Well yes there is a race with that name which has been held on the Thames since that time but it is nonsense to suggest that it is the same race.

I do not denigrate modern day winners in any way, but a race between two young athletes, members of rowing clubs in light weight skiffs is not the same race as one rowed by young working lightermen, against five other competitors in the heavy wherries which were the working boats of the Thames watermen.

It is difficult to tell from the list of winners here when the competitors did not need to be working watermen or even been apprenticed to the trade as was the case in the beginning. Originally it was a race for  young watermen “in the first year of their freedom” of the Watermen’s Company and the course was four and a half miles from London Bridge to Chelsea. A  considerable test of endurance and boatmanship especially  until 1873  when the race was  rowed against the tide. This probably accounts for the difference in the time take of just over an hour and half compared to the times these days of about twentyfive minutes.

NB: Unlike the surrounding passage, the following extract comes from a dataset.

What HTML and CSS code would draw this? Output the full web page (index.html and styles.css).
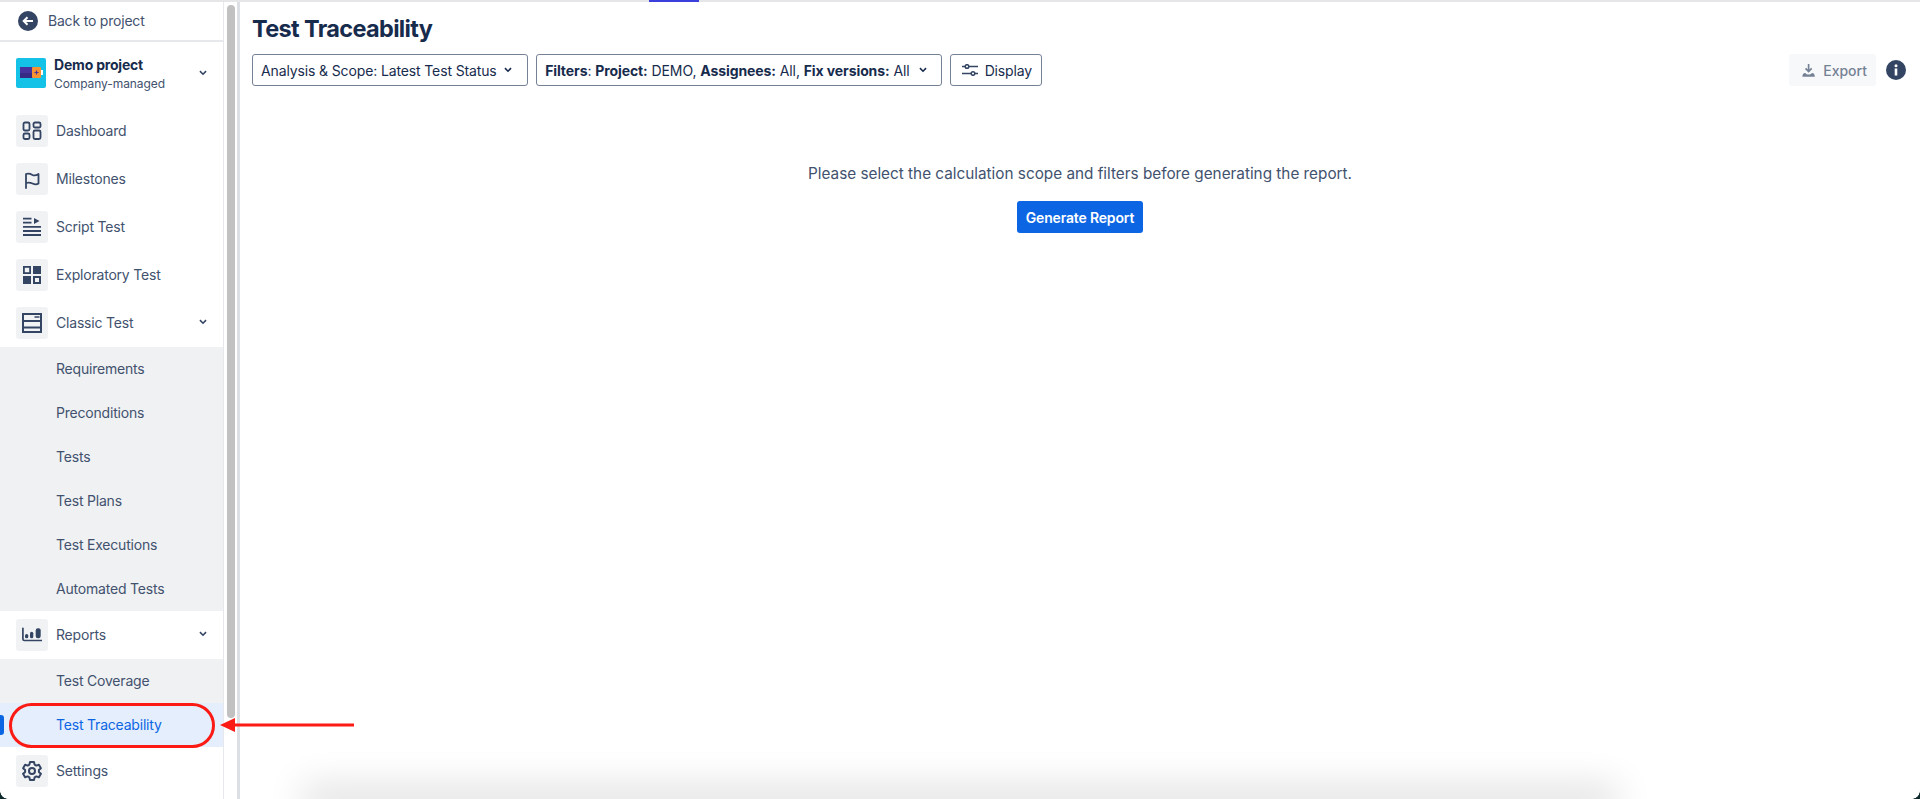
FILE: index.html
```html
<!DOCTYPE html>
<html lang="en">
<head>
<meta charset="utf-8">
<title>Test Traceability</title>
<link rel="stylesheet" href="styles.css">
</head>
<body>
<div class="app">
  <div class="tab-mark"></div>
  <aside class="sidebar">
    <nav class="nav">
      <a class="back">
        <svg class="back-icon" viewBox="0 0 20 20"><circle cx="10" cy="10" r="10" fill="#344563"/><path d="M15 10H6M9.500 6.200 5.700 10l3.800 3.800" fill="none" stroke="#fff" stroke-width="2"/></svg>
        <span>Back to project</span>
      </a>
      <div class="project">
        <svg class="project-logo" viewBox="0 0 30 30"><rect width="30" height="30" rx="2" fill="#14c2e8"/><rect x="4" y="9" width="13" height="11" fill="#45329c"/><rect x="4" y="15" width="13" height="5" fill="#362a85"/><rect x="16" y="9" width="9" height="11" rx="1" fill="#f79232"/><rect x="25" y="12" width="2" height="5" fill="#fff"/><path d="M20.500 12.500v4M18.500 14.500h4" stroke="#45329c" stroke-width="1.200"/></svg>
        <div class="project-text">
          <strong>Demo project</strong>
          <span>Company-managed</span>
        </div>
        <svg class="chev" viewBox="0 0 10 7"><path d="M1.200 1.200 5 5l3.800-3.800" fill="none" stroke="#344563" stroke-width="2"/></svg>
      </div>
      <div class="items">
        <a class="item"><span class="ibox"><svg viewBox="0 0 20 20"><g fill="none" stroke="#344563" stroke-width="1.800"><rect x="1.500" y="1.500" width="6" height="8" rx="1.500"/><rect x="11.500" y="1.500" width="7" height="5" rx="1.500"/><rect x="1.500" y="12.500" width="6" height="5.500" rx="1.500"/><rect x="11.500" y="9.500" width="7" height="8.500" rx="1.500"/></g></svg></span>Dashboard</a>
        <a class="item"><span class="ibox"><svg viewBox="0 0 20 20"><path d="M4 19V5c3-1 4-.5 6.500 1 2 1 4 .3 6-1v9.500c-2 1.500-4 1-6 0-2.500-1.200-4-1.200-6.500-.5" fill="none" stroke="#344563" stroke-width="1.800" stroke-linecap="round" stroke-linejoin="round"/></svg></span>Milestones</a>
        <a class="item"><span class="ibox"><svg viewBox="0 0 20 20"><path d="M1 1.600h8.500M1 5.600h8.500M1 9.800h18M1 14h18M1 18h18" stroke="#344563" stroke-width="1.800" fill="none"/><path d="M12 1v6l5.500-3z" fill="#344563"/></svg></span>Script Test</a>
        <a class="item"><span class="ibox"><svg viewBox="0 0 20 20"><rect x="1.900" y="1.900" width="6.200" height="6.200" fill="none" stroke="#344563" stroke-width="1.800"/><rect x="11" y="1" width="8" height="8" fill="#344563"/><rect x="1" y="11" width="8" height="8" fill="#344563"/><rect x="12" y="12" width="6" height="6" fill="none" stroke="#344563" stroke-width="2"/></svg></span>Exploratory Test</a>
        <a class="item"><span class="ibox"><svg viewBox="0 0 20 20"><rect x="1" y="1" width="18" height="18" fill="none" stroke="#344563" stroke-width="2"/><path d="M1 8h18M1 14.500h18" stroke="#344563" stroke-width="1.800"/><path d="M12.500 4h5" stroke="#344563" stroke-width="1.500"/></svg></span>Classic Test<svg class="chev item-chev" viewBox="0 0 10 7"><path d="M1.200 1.200 5 5l3.800-3.800" fill="none" stroke="#344563" stroke-width="2"/></svg></a>
        <div class="sub">
          <a class="sub-item">Requirements</a>
          <a class="sub-item">Preconditions</a>
          <a class="sub-item">Tests</a>
          <a class="sub-item">Test Plans</a>
          <a class="sub-item">Test Executions</a>
          <a class="sub-item">Automated Tests</a>
        </div>
        <a class="item"><span class="ibox"><svg viewBox="0 0 20 20"><path d="M.900 3.300v10.700c0 1 .5 1.500 1.500 1.500H19.500" fill="none" stroke="#344563" stroke-width="1.700" stroke-linecap="round"/><rect x="3" y="9" width="3.300" height="4.300" rx="1.600" fill="#344563"/><rect x="8" y="6.700" width="3.300" height="6.600" rx="1.600" fill="#344563"/><rect x="13.700" y="3.300" width="5" height="10" rx="2.200" fill="#344563"/></svg></span>Reports<svg class="chev item-chev" viewBox="0 0 10 7"><path d="M1.200 1.200 5 5l3.800-3.800" fill="none" stroke="#344563" stroke-width="2"/></svg></a>
        <div class="sub">
          <a class="sub-item">Test Coverage</a>
          <a class="sub-item active">Test Traceability</a>
        </div>
        <a class="item"><span class="ibox"><svg viewBox="0 0 20 20"><g fill="none" stroke="#344563" stroke-width="2" stroke-linejoin="round"><path d="M8 1h4l.6 2.600 1.700 1 2.600-.8 2 3.400-2 1.800v2l2 1.800-2 3.400-2.600-.8-1.700 1L12 19H8l-.6-2.600-1.700-1-2.600.8-2-3.400 2-1.800V9L1.100 7.200l2-3.400 2.600.8 1.700-1z"/><circle cx="10" cy="10" r="3"/></g></svg></span>Settings</a>
      </div>
    </nav>
    <div class="scrollbar"><div class="thumb"></div></div>
  </aside>
  <main class="main">
    <h1>Test Traceability</h1>
    <div class="toolbar">
      <button class="btn btn-scope">Analysis &amp; Scope: Latest Test Status<svg class="btn-chev" viewBox="0 0 10 7"><path d="M1.200 1.200 5 5l3.800-3.800" fill="none" stroke="#172b4d" stroke-width="2"/></svg></button>
      <button class="btn btn-filters"><span><b>Filters</b>: <b>Project:</b> DEMO, <b>Assignees:</b> All, <b>Fix versions:</b> All</span><svg class="btn-chev" viewBox="0 0 10 7"><path d="M1.200 1.200 5 5l3.800-3.800" fill="none" stroke="#172b4d" stroke-width="2"/></svg></button>
      <button class="btn btn-display"><svg class="display-icon" viewBox="0 0 16 12"><g fill="none" stroke="#344563" stroke-width="1.500"><path d="M0 2.500h3M7 2.500h9M0 9.500h9M13 9.500h3"/><circle cx="5" cy="2.500" r="1.800"/><circle cx="11" cy="9.500" r="1.800"/></g></svg>Display</button>
      <div class="spacer"></div>
      <button class="btn-export"><svg class="export-icon" viewBox="0 0 16 16"><path d="M8 0v9M4.300 5.500 8 9.300l3.700-3.800" fill="none" stroke="#758195" stroke-width="2"/><path d="M.500 15.500c0-2.500 1-4.500 3.500-4.500 1 1.300 2.500 1.800 4 1.800s3-.5 4-1.800c2.500 0 3.500 2 3.500 4.500z" fill="#758195"/></svg>Export</button>
      <svg class="info" viewBox="0 0 20 20"><circle cx="10" cy="10" r="10" fill="#344563"/><rect x="8.700" y="8.500" width="2.600" height="7" fill="#fff"/><circle cx="10" cy="5.800" r="1.500" fill="#fff"/></svg>
    </div>
    <div class="empty">
      <p>Please select the calculation scope and filters before generating the report.</p>
      <button class="btn-primary">Generate Report</button>
    </div>
  </main>
  <div class="bottom-shadow"></div>
  <div class="callout"></div>
  <svg class="arrow" viewBox="0 0 134 14"><path d="M134 7H12" stroke="#fb1a14" stroke-width="3"/><path d="M0 7 15 0v14z" fill="#fb1a14"/></svg>
  <div class="corner corner-left"></div>
  <div class="corner corner-right"></div>
</div>
</body>
</html>
```

FILE: styles.css
```css
* { box-sizing: border-box; }
html, body { margin: 0; height: 100%; overflow: hidden; background: #fff; }
body { font-family: Inter, "Liberation Sans", sans-serif; color: #172b4d; }
a { display: flex; color: inherit; text-decoration: none; }
button { font-family: inherit; cursor: pointer; }

.app { position: relative; display: flex; height: 799px; padding-top: 2px; overflow: hidden; }
.app::before { content: ""; position: absolute; left: 0; right: 0; top: 0; height: 2px; background: #e6e6e8; }
.tab-mark { position: absolute; left: 649px; top: 0; width: 50px; height: 2px; background: #3b3fdb; }

.sidebar { display: flex; width: 240px; flex: none; }
.nav { width: 224px; flex: none; border-right: 1px solid #e6e8ec; letter-spacing: -0.2px; }
.back { align-items: center; gap: 10px; height: 40px; padding: 0 18px 1px; font-size: 14px; color: #42526e; border-bottom: 2px solid #e6e8ec; }
.back-icon { width: 20px; height: 20px; }
.project { display: flex; align-items: center; height: 58px; margin-top: 2px; padding: 0 16px; }
.project-logo { width: 30px; height: 30px; flex: none; }
.project-text { display: flex; flex-direction: column; gap: 3px; margin-left: 8px; flex: 1; }
.project-text strong { font-size: 14px; line-height: 17px; font-weight: 700; color: #172b4d; }
.project-text span { font-size: 12px; line-height: 15px; color: #42526e; letter-spacing: -0.08px; }
.chev { width: 8px; height: 6px; flex: none; }
.items { margin-top: 5px; }
.item { align-items: center; height: 48px; padding: 0 16px 2px; font-size: 14px; color: #42526e; }
.ibox { display: flex; align-items: center; justify-content: center; width: 32px; height: 32px; margin: 2px 8px 0 0; border-radius: 3px; background: #f1f2f4; }
.ibox svg { width: 20px; height: 20px; }
.item-chev { margin-left: auto; }
.sub { background: #f0f1f3; }
.sub-item { align-items: center; height: 44px; padding: 0 0 2px 56px; font-size: 14px; color: #42526e; }
.sub-item.active { position: relative; background: #e4eefc; color: #0c66e4; }
.sub-item.active::before { content: ""; position: absolute; left: 0; top: 12px; width: 4px; height: 20px; border-radius: 0 3px 3px 0; background: #0c66e4; }

.scrollbar { width: 16px; flex: none; padding: 3px 1px 0 3px; background: #fff; border-right: 3px solid #dcdfe4; }
.thumb { width: 8px; height: 713px; border-radius: 4px; background: #c1c1c1; }

.main { flex: 1; min-width: 0; padding: 0 12px; }
h1 { margin: 11px 0 0; font-size: 23.500px; line-height: 32px; font-weight: 700; color: #172b4d; letter-spacing: -0.65px; }
.toolbar { display: flex; align-items: center; gap: 8px; margin-top: 9px; padding-right: 2px; }
.btn { display: flex; align-items: center; height: 32px; padding: 0 8px; font-size: 14px; letter-spacing: -0.13px; color: #172b4d; background: #fff; border: 1px solid #758195; border-radius: 3px; white-space: nowrap; }
.btn b { font-weight: 700; }
.btn-chev { width: 8px; height: 6px; margin: 0 6px 0 9px; }
.btn-scope .btn-chev { margin: 0 7px 0 7.500px; }
.btn-filters { letter-spacing: -0.09px; }
.btn-display { padding: 0 9px 0 11px; }
.display-icon { width: 16px; height: 12px; margin-right: 7px; }
.spacer { flex: 1; }
.btn-export { display: flex; align-items: center; width: 87px; height: 32px; padding: 0 9px 0 13px; border: 0; border-radius: 3px; background: #f7f8f9; color: #758195; font-size: 14px; font-weight: 500; }
.export-icon { width: 15px; height: 15px; margin-right: 8px; }
.info { width: 20px; height: 20px; margin-left: 2px; }

.empty { display: flex; flex-direction: column; align-items: center; margin-top: 76px; }
.empty p { margin: 0; font-size: 15.300px; line-height: 24px; color: #42526e; }
.btn-primary { height: 32px; width: 126px; margin-top: 15px; padding: 0; border: 0; border-radius: 3px; background: #0c66e4; color: #fff; font-size: 14px; font-weight: 600; letter-spacing: -0.17px; }

.bottom-shadow { position: absolute; left: 302px; top: 799px; width: 1316px; height: 30px; box-shadow: 0 -14px 36px rgba(0,0,0,.125); }
.callout { position: absolute; left: 9px; top: 703px; width: 206px; height: 45px; border: 3px solid #fb1a14; border-radius: 23px; }
.arrow { position: absolute; left: 220px; top: 718px; width: 134px; height: 14px; }
.corner { position: absolute; bottom: 0; width: 8px; height: 8px; }
.corner-left { left: 0; background: radial-gradient(circle at 100% 0, transparent 7.500px, #0f2a2a 8px); }
.corner-right { right: 0; background: radial-gradient(circle at 0 0, transparent 7.500px, #0f2a2a 8px); }
```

At the time that the race was won by our ancestor Francis Jury in 1809 this was the case as was evidenced by the places they were from as shown on the list: Hermitage, Lambeth, Horseleydown, Bermondsey, etc.  Nineteenth century lightermen earned their living by steering the large flat-bottomed barges into which they had offloaded cargo from the ships coming into the river.  No mechanical method of propulsion, no motors or steam engines, just use of the tide with a long oar for steering.  A skill learned from seven years apprenticeship under an experienced master.  Tough work by any measure.

These days membership of the Company of Watermen and Lightermen of the River Thames do not need to have been apprenticed to the craft and almost anyone can become a Freeman.  It is amusing to speculate how many Freemen of the Company who have just paid their dues would be comfortable in  one of these small craft on the sometimes bumpy waters of the Thames.